Working is easily one of the most boring things to do, right? Everybody can agree on that. Especially working with food, that's a job really reserved for the dregs of society. Oh, and high schoolers, of course.


If you think about it, it's kind of funny being a high schooler working in fast food. Because sure, a majority of the people you work with are gonna be around your age, and a majority of them are really gonna not care how much you actually do so long as the store doesn't close. But every job's got that one guy, the forty-something-year-old manager who takes things super seriously even though he doesn't have any personal stake in the franchise. I mean, come on. You're working with a bunch of kids! Cooking food! Nobody cares!


For instance, back when I was toiling away behind the grills of Penn Station, I had a guy like that. Let's call him Clark. Now, Clark was probably a pretty normal dude outside of work. Sometimes he talked about how he'd go to the club or listen to jazz, just normal stuff you'd expect a fossil like him to do. But when he was on the clock he transformed into Penn Station's very own Superman!


And trust me, I'm not exaggerating one bit. This guy would step into conversations like he was stepping in front of bullets to tell people to get "on task" and "do our jobs." It's a job at a fast food franchise in high school, dude, who does that to actually work? Nobody! And if this guy was Superman, I was definitely his Lex Luthor because of this one night I worked with him.


So, like six months after I got the job, I was working a late shift with my good buddy Clark and another one of the high schoolers, I'll call him Marty. Marty had actually somehow gotten a managerial position, so Clark couldn't boss him around. That meant that I was the only one who felt the wrath of Superman, so needless to say the night was going great. And since it was slow, I was getting it extra. 


I mean it was ridiculous! Every five minutes Clark would run around the store like a bloodhound trying to find something for me to do! "Wash all these dishes, clean the stations on the line, sweep the rugs," it just went on and on! I was actually doing the work I was expected to do when I got hired, it was terrible! But I did all the stuff I was asked. The paycheck would be worth it, probably. But I still let my mind wander as I was doing it.


Washing the dishes? Wishing that I could go home. Cleaning the stations? Considering the consequences of quitting right then and there. Sweeping the rugs? Swearing that I would get back at Clark. I wasn't sure how I'd go about that, though. So I was stuck doing as I was told until an opportunity arose.


Clark, being in the position he was, smoked. I would too if I had to deal with a bunch of little rats who didn't want to work all day. So he went out our back door to go on a smoke break. It was just me and Marty in the store, alone. So I said, "Man, Clark's been on my ass all night!" because he had, I was the only one who he could get away with bossing around. And Marty said, "Yeah." Thanks, Marty, appreciate the solidarity!
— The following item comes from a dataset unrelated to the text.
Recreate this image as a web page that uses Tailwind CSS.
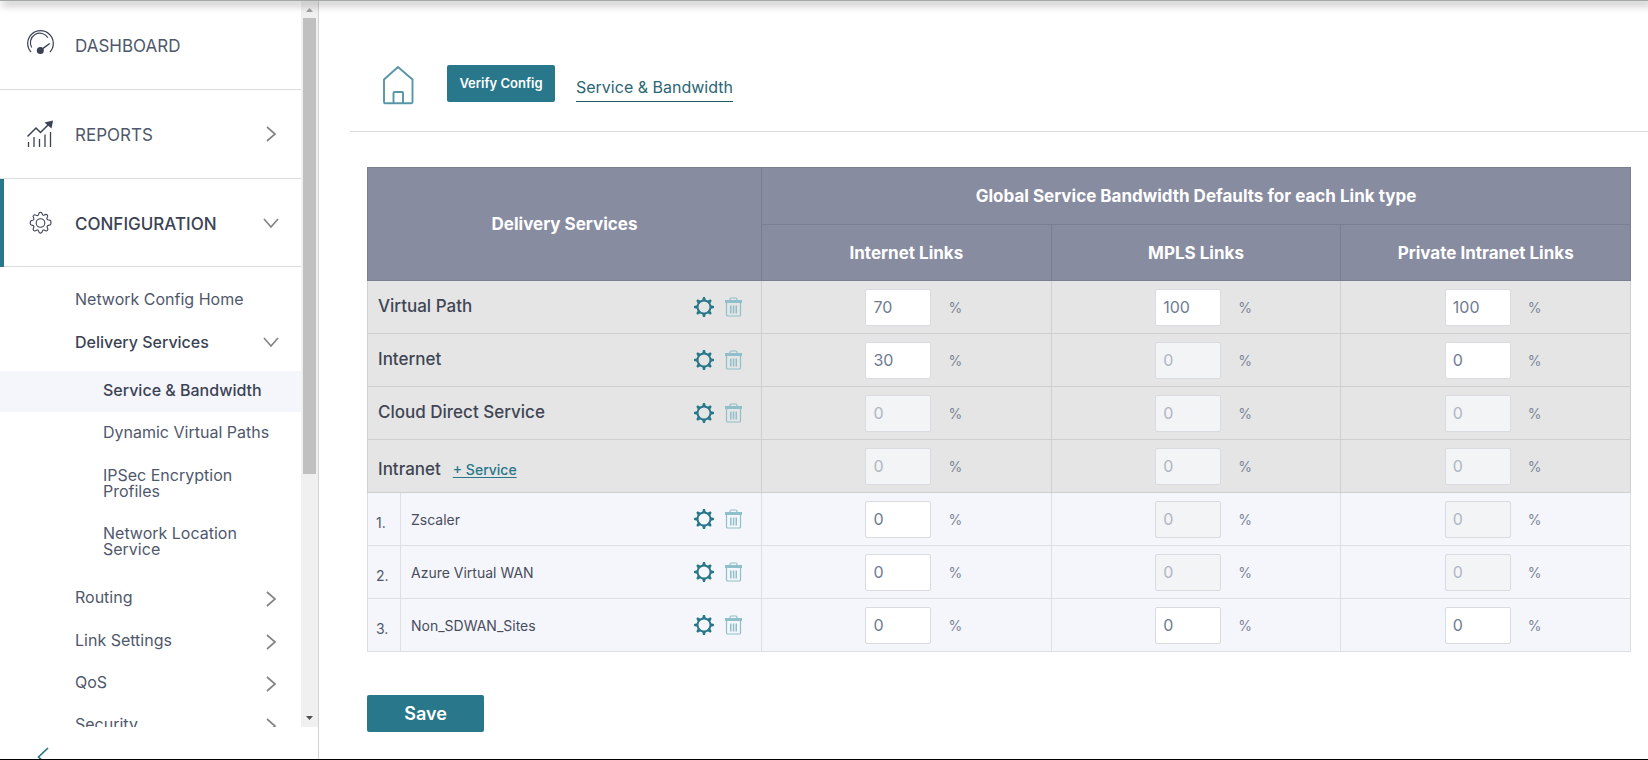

Awkward silence aside, I cracked a joke - "Hey, imagine if I locked the door before he came back in."


To my surprise, Marty's face lit up. Again with that great solidarity. Immediately he said, "Dude, that'd be so funny, you should do it!" Of course, I'm not one to go against my managers, it'd be against what I signed up for. So I walked over to the back door, all casually, and turned the lock.


Around ten minutes go by, I've kinda moved on from locking the door, going back to just working through the laundry list of stuff Clark had given to me to do. But then it finally happened - the back door started rattling. And I don't mean like a little bit, like "Hey, I think it's stuck" rattling, I mean like "Let me in now, or else!!!" rattling.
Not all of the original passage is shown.